Proxmox Backup Server on TrueNAS

As I noted above to fix the error: From the TrueNAS UI, go to the dataset then click on the dataset you want to change then click the “Edit” button next to details, hit “Advanced Options” scroll down and look for “ACL Type”

PBS chunks are 4MB. A 1MB record size allows ZFS to store each chunk across exactly 4 records. This is much more efficient than the default 128K, which would require 32 records per chunk so will offer some performance improvements of maybe 5-15% on HDD and probably less so on SDD for the backups. The garbage collection jobs will probably see the most improvement.

1 Like

If you really want the best speed and performance but at the cost of storage efficiency then mirrors are the way to go.
I have a video and forum post on the topic here:

Yes, but probably not linearly for this specific workload. In ZFS, IOPS scale with the number of VDEVs, while throughput scales with the total number of disks. So it will be a faster overall with a 4th VDEV.

Changing the dataset record size to 1M would help as well. PBS chunks are 4MB. A 1MB record size allows ZFS to store each chunk across exactly 4 records. At 128K (default), your 3× RAIDZ1 VDEVs are doing a lot of small-block parity work. At 1MB, the writes become much more “sequential-like” and should boost performance a bit, especially when doing garbage collection.

Most of my demos are on freshly loaded / reloaded TrueNAS system, odd that some people have different defaults, unless they are nesting these under a dataset setup for a share which would have the other ACL type.

I have set it to 1M while creating dataset. I will try to add 4th VDEV.

Just was curious what speeds other users get with different pool setups

Good point Tom, I indeed created pbs-storage under proxmox dataset I already had voor pve-backups (as SMB/CIFS) and ISOs.

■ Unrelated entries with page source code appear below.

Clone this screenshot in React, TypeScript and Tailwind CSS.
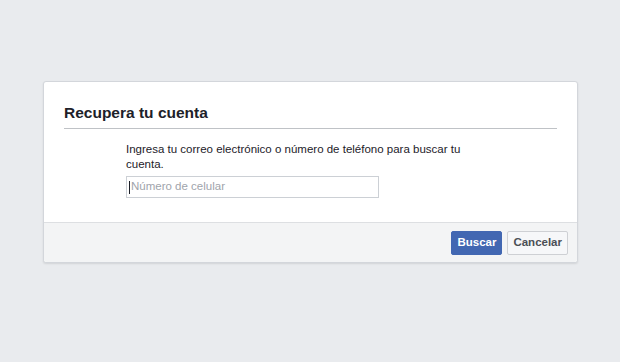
export default function App() {
  return (
    <div
      className="min-h-[362px] w-full bg-[#e9ebee] pt-[81px]"
      style={{ fontFamily: '"Liberation Sans", Arial, sans-serif' }}
    >
      <div className="ml-[43px] w-[535px] rounded-[3px] border border-[#d3d6db] bg-white shadow-[0_1px_2px_rgba(0,0,0,0.1)]">
        <div className="px-5 pt-[21px]">
          <div className="border-b border-[#bfc2c6] pb-[6px] text-[15.5px] font-bold leading-[19px] text-[#1d2129]">
            Recupera tu cuenta
          </div>
        </div>
        <div className="pb-[24px] pl-[82px] pt-[13px]">
          <div className="w-[345px] text-[11.5px] leading-[15px] text-[#1d2129]">
            Ingresa tu correo electrónico o número de teléfono para buscar tu cuenta.
          </div>
          <div className="mt-[4px] flex h-[22px] w-[253px] items-center border border-[#ccd0d5] bg-white pl-[2px]">
            <span className="mr-[1px] h-[13px] w-px bg-[#1d2129]" />
            <span className="text-[11.5px] text-[#a0a4ab]">Número de celular</span>
          </div>
        </div>
        <div className="flex justify-end gap-[5px] rounded-b-[3px] border-t border-[#dddfe2] bg-[#f3f4f5] pb-[7px] pl-[9px] pr-[9px] pt-[8px]">
          <button className="h-[24px] rounded-[2px] border border-[#4267b2] bg-[#4267b2] px-[5px] text-[11.5px] font-bold text-white">
            Buscar
          </button>
          <button className="h-[24px] rounded-[2px] border border-[#ced0d4] bg-[#f6f7f9] px-[5px] text-[11.5px] font-bold text-[#4b4f56]">
            Cancelar
          </button>
        </div>
      </div>
    </div>
  );
}
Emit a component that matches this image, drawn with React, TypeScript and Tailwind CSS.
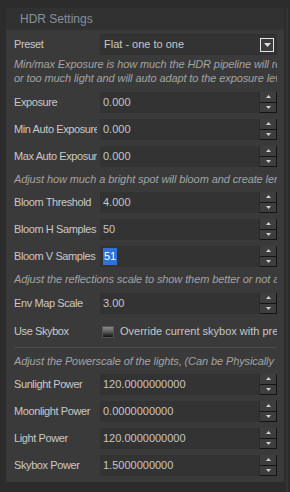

Thank you so much for this Tom. I was running PBS on it’s own hardware and was using the PBS server as a replication target for my TrueNAS. Now I have it reconfigured with 2x TrueNAS boxes. Fun Sunday afternoon project!

Is there a reference for this 4MB chunk size? Poking around in the .chunks folder I see sizes all over the place. Some are a few hundred KB, others a few MB, and many sizes in between. It would appear these are the compressed sizes. When uncompressed using a commandline such as

``proxmox-backup-debug inspect chunk CHUNKNAME --use-filename-as-digest false --decode /tmp/decoded``

Will decode chunk to file /tmp/decoded. These are indeed 4MB in size.

For purposes of this discussion, only the compressed size matters I believe. Since these appear to vary significantly depending on the particulars of the content being backed up, does it still make sense to use 1MB record size. I see many that are under 1 MB in size.

``
find . -type f -exec stat --format=“%s” {} + | awk ‘{if($1<131072) c1++; else if($1<262144) c2++; else if($1<512000) c3++; else if($1<1048576) c4++; else if($1<2097152) c5++; else if($1<3145728) c6++; else if($1<4194304) c7++; else c8++} END {print “Files < 128KB:”, c1, “\nFiles 128KB-256KB:”, c2, “\nFiles 256KB-500KB:”, c3, “\nFiles 500KB-1MB:”, c4, “\nFiles 1MB-2MB:”, c5, “\nFiles 2MB-3MB:”, c6, “\nFiles 3MB-4MB:”, c7, “\nFiles > 4MB:”, c8}’
``
Files < 128KB: 27411
Files 128KB-256KB: 35527
Files 256KB-500KB: 18413
Files 500KB-1MB: 30200
Files 1MB-2MB: 28099
Files 2MB-3MB: 9039
Files 3MB-4MB: 13804
Files > 4MB: 6216

This shows a distribution on the quantity based on range < 256KB, 256KB-500KB, 500KB-1MB, 1MB-2MB, 2MB-3MB, and 3MB-4MB. Command line courtesy of ai. As can be seen, majority are under 256KB.

It would seem a record size of 128KB, 256KB or 512KB might actually be a good balance.

Note, I do have compression disabled on this dataset as pbs does its own compression. Didn’t make much sense to add additional overhead trying to compress something already compressed.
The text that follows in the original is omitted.